Recent Novel.—I beg to inform "Adolphus" that the Novel of which he is in search (No. 15. p. 231.) is Le Morne au Diable, by Eugène Sue; the hero of which is the Duke of Monmouth, who is supposed to have escaped to Martinique.
J.S.
MISCELLANIES
Use of Monosyllables.—In Beaumont and Fletcher's Boadicea, Act 3. Sc. 1. (Edinbugh, 1812), I meet with the following lines in Caratach's Apostrophe to "Divine Andate," and which seem to corroborate Mr. C. FORBES'S theory (No. 16. p. 228.) on the employment of monosyllables by Shakspeare, when he wished to express violent and overwhelming emotion: at least they appear to be used much in the same way by the celebrated dramatists whom I quote:
"Give us this day good hearts, good enemies,
Good blows on both sides, wounds that fear or flight
Can claim no share in; steel us both with anger,
And warlike executions fit thy viewing.
Let Rome put on her best strength, and thy Britain,
Thy little Britain, but as great in fortune,
Meet her as strong as she, as proud, as daring!

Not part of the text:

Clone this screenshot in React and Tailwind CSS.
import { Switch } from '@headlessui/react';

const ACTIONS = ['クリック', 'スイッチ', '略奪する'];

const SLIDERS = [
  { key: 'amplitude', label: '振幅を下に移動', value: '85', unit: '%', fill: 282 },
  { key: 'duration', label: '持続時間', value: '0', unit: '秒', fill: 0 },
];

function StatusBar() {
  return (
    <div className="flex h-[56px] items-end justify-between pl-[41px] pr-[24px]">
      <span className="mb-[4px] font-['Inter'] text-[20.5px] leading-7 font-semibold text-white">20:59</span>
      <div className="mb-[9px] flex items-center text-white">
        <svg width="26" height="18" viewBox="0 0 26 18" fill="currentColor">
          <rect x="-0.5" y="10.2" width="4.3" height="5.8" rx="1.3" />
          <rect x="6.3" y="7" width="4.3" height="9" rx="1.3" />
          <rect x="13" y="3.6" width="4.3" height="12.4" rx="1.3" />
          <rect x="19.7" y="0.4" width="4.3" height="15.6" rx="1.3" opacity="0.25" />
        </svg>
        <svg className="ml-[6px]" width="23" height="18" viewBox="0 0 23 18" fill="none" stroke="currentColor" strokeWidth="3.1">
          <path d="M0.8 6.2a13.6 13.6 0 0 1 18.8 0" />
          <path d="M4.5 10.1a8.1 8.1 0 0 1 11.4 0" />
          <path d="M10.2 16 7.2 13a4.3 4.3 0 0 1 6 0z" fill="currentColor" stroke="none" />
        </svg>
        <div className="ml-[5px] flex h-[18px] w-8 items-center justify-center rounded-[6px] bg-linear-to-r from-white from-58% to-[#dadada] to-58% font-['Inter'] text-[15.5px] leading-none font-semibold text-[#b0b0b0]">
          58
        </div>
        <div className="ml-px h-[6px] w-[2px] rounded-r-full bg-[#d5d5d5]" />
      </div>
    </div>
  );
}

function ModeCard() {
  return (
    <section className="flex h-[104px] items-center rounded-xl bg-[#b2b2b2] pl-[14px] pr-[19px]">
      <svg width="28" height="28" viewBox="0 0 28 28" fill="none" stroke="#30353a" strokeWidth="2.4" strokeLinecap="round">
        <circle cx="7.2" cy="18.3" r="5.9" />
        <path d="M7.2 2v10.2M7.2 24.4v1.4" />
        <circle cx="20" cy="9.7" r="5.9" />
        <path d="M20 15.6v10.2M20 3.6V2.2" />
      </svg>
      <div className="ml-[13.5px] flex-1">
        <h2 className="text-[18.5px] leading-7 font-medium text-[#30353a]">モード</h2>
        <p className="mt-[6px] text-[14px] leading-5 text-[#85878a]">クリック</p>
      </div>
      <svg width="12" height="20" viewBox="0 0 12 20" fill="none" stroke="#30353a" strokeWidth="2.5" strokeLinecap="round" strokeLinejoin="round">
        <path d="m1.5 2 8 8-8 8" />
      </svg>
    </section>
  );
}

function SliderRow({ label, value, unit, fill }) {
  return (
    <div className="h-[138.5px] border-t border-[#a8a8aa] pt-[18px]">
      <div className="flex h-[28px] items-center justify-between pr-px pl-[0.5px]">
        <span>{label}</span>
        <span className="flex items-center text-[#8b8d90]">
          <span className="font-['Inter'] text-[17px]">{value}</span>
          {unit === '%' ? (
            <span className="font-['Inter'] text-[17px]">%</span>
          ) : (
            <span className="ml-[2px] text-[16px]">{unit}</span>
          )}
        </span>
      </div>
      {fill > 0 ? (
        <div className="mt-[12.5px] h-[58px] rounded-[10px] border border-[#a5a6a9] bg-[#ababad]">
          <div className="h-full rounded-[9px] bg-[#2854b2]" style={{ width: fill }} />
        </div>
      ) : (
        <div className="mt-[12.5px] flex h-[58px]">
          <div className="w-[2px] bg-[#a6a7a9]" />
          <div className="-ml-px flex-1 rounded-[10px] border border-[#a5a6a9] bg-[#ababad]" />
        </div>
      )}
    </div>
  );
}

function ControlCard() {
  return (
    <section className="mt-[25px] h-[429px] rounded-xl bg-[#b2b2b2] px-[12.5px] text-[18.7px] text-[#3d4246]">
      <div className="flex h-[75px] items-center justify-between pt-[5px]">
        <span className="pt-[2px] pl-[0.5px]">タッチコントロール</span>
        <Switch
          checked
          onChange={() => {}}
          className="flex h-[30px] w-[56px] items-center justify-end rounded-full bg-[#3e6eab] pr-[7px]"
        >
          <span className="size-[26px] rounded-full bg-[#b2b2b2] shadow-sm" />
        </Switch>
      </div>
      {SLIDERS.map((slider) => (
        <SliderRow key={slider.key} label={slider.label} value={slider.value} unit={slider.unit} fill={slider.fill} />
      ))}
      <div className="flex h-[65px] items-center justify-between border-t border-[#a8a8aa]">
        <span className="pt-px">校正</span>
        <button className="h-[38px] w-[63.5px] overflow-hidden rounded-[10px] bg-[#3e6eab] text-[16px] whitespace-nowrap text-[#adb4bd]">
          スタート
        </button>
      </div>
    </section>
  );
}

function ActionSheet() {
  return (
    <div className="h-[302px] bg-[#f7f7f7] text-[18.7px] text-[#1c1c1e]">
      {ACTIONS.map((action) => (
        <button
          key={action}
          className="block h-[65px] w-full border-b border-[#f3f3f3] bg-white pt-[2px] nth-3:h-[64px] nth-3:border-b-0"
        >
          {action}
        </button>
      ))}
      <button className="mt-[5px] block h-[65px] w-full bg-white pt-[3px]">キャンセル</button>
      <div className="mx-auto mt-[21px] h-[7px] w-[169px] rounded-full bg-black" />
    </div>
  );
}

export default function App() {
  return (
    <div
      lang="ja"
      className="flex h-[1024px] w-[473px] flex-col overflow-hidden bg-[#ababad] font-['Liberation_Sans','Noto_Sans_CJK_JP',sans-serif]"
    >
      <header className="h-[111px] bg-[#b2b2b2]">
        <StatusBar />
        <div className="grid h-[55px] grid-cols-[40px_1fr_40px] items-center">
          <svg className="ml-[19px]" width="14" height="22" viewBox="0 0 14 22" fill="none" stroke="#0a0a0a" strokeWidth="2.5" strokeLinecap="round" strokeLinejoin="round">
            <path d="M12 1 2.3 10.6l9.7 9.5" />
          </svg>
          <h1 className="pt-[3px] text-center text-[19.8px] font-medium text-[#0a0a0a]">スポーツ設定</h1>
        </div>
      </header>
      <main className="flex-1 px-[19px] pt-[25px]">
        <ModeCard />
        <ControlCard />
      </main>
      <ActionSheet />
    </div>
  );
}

And then look on, thou red-eyed God; who does best,
Reward with honour; who despair makes fly,
Unarm for ever, and brand with infamy!"
C.I.R.
Feb. 16.
To endeavour oneself (No. 8. p. 125.).—"G.P." thinks that the verb "endeavour" takes a middle voice form in the collect for the second Sunday after Easter, in the preface to the Confirmation Service, and in the Form of Ordering of Priests: but in these instances is it any thing more than the verb neuter, implying that we should endeavour ourselves to follow, &c.?

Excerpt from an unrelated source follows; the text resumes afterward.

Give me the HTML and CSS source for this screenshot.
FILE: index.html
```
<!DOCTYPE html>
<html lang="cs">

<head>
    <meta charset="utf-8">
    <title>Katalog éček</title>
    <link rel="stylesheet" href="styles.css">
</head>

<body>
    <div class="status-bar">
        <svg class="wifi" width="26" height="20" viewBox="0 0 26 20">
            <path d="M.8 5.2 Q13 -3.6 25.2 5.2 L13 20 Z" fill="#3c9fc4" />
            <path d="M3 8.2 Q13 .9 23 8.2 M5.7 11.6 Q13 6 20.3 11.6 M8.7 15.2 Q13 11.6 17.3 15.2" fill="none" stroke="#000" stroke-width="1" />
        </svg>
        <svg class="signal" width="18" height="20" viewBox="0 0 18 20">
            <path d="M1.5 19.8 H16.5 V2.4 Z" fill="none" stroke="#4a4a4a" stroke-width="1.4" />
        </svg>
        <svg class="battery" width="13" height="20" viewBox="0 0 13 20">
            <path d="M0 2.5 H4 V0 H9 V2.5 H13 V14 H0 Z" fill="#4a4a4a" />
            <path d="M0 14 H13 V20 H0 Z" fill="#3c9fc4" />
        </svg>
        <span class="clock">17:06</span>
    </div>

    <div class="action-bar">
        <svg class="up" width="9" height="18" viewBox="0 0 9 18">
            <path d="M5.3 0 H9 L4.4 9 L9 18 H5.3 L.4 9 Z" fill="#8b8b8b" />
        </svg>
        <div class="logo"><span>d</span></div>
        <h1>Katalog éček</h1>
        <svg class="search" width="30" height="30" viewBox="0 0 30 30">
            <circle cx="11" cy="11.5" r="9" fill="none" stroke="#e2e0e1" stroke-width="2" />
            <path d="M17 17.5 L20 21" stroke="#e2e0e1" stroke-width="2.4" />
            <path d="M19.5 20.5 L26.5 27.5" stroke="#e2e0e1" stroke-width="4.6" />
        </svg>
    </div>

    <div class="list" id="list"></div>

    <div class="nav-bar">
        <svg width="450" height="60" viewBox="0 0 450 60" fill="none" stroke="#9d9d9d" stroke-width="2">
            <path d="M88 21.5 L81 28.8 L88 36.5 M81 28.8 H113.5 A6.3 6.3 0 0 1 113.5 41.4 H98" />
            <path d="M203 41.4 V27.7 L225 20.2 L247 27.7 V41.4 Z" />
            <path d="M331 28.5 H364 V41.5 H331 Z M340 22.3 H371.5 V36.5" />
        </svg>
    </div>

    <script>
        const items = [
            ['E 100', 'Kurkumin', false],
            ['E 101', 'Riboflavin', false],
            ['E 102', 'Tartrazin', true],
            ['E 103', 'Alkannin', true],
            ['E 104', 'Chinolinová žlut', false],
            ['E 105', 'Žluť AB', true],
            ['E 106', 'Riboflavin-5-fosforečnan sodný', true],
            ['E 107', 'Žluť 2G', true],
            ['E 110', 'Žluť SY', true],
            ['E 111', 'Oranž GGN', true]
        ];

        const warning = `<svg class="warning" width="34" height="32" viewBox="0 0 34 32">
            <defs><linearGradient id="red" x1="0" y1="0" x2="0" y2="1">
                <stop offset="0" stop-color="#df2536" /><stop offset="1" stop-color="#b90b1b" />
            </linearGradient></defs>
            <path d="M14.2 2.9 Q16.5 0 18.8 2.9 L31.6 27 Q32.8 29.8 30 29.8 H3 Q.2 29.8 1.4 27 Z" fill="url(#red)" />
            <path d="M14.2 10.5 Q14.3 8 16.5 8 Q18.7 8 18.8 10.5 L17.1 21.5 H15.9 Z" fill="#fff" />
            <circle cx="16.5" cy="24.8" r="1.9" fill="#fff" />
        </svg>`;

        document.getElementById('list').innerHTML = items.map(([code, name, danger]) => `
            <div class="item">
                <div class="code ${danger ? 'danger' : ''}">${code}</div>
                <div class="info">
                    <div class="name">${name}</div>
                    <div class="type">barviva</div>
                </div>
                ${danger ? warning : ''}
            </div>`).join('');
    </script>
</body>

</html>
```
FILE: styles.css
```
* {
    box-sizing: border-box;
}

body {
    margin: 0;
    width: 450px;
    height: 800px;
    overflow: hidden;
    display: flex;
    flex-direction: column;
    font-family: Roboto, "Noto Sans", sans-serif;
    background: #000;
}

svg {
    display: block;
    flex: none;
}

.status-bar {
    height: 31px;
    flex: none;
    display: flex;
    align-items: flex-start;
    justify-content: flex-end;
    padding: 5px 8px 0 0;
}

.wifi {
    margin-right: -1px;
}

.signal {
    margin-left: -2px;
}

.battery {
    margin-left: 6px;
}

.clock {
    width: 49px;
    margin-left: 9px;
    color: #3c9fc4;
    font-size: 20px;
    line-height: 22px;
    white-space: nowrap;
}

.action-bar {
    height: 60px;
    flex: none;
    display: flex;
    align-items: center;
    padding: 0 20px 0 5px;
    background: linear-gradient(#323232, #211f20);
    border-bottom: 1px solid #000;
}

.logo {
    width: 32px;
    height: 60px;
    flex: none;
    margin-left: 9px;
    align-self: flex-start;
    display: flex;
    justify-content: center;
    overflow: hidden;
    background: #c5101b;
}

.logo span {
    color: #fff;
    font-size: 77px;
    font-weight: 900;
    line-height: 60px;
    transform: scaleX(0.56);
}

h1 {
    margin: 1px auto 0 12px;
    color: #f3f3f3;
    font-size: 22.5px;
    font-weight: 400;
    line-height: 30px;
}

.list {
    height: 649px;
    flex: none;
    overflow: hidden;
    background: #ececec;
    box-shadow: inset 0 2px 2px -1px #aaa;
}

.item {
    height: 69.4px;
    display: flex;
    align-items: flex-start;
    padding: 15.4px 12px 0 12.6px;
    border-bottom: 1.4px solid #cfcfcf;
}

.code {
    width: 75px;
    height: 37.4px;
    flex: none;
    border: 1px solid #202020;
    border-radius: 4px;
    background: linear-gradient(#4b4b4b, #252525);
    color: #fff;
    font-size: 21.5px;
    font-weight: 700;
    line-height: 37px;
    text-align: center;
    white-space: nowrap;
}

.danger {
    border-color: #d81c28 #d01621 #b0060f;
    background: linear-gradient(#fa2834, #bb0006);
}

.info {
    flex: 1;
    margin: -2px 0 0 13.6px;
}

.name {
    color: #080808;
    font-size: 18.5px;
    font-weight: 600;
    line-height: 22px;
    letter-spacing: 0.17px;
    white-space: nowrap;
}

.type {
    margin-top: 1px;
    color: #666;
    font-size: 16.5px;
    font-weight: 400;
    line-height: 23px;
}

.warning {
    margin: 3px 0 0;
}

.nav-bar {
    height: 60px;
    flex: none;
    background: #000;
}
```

In Shepherd's Elucidation of the Book of Common Prayer (2 vols. 8vo. Lord. 1817), under the head of the Confirmation Office, it is stated relative to the persons to be confirmed (vol. ii. p. 312.), "that they solemnly engage evermore to endeavour faithfully to perform their part of that covenant."
C.I.R.
Evelyn's Sculptura.—In a copy of Evelyn's Sculptura, 3rd edit., with Memoir of the Author's Life, 8vo. London, 1759, I find the following memorandum, in pencil, prefixed to the Memoirs:
"By Dr. Warton of Winchester, as he himself informed me in 1785."